A: The courier used to ship the parcel (or an independent broker that the courier appoints) will contact the receiver directly to collect duties and taxes amounts. Usually, these amounts need to be paid before delivery. The parcel will be held at customs until payment is received.

Q: Is it better to pre-pay duties or have the customer pay post-sale?

A: In our experience, we recommend pre-paying duties. It’s very common for customers to be unaware that duties even need to be paid. If you ship DDU and the customer gets contacted by customs, it’s normally an unwanted surprise and at worse, they can choose to not pay and return the item. Pre-paying duties, and the small additional processing fees for this by the courier, ensures that your shipment will clear customs and get delivered without customs having to bother your customer.

Q; What is the courier handling fee? If you ship DDU, does it apply?

A: The courier handling fee is the fee a courier charges when they process a duties payment to customs on your behalf. These fees are fixed and can be 3-4 times cheaper than DDU brokerage fees. When you ship DDU, this handling fee doesn’t apply. However, if duties are not pre-paid, your parcel will be sent to an independent broker that can charge whatever fee structure they want. It’s impossible to estimate for the customer what the duty, tax, and fees will be, which makes it riskier.

Q: Why are the tax thresholds different?

A: Tax and duty thresholds, in addition their valuation methods, vary per country. This is why it’s best to find a platform that is updated and can calculate duties and taxes on your behalf.

Q: I have my own HS code. How do I know your categories are set with the correct HS code?

A: The categories on our platform incorporate a broad range of HS codes, ensuring that your item will be covered correctly.

Additional Resources:

Duties & Taxes Glossary
Everything you need to know to handle duties and taxes like a boss!

CIF: “Cost Insurance and Freight”. An Incoterm that’s only applicable to sea freight. The seller is responsible for paying the costs and freight necessary to bring the goods to the destination port, in addition to buying insurance against the risk of loss or damage of the goods.

Custom Broker: A customs broker’s job is to fully understand customs duties, rules, and regulations, and will know the processes and paperwork needed to ensure your shipments clear customs at both the country of origin and the destination country.

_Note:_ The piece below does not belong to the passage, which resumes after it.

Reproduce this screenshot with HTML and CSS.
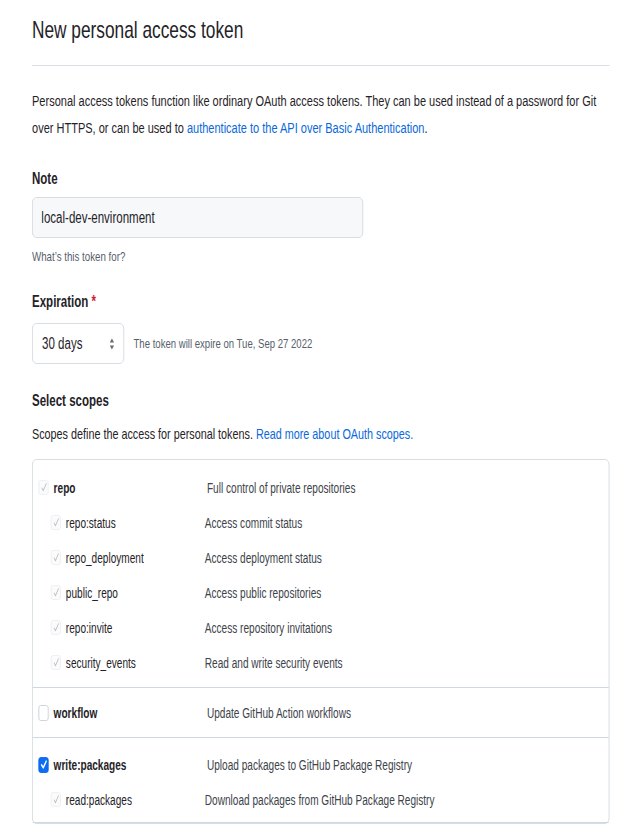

Commercial Invoice: A required document in international shipping that describes the items in the shipment and their value. Commercial couriers and customs brokers refer to this document to process and clear your package through customs.

FOB: “Free On Board”. Applicable to sea freight, the seller is responsible for getting product on the ship and clearing the product for export. The buyer is then responsible for insuring the shipment and handling the importation process, including paying for any import duties.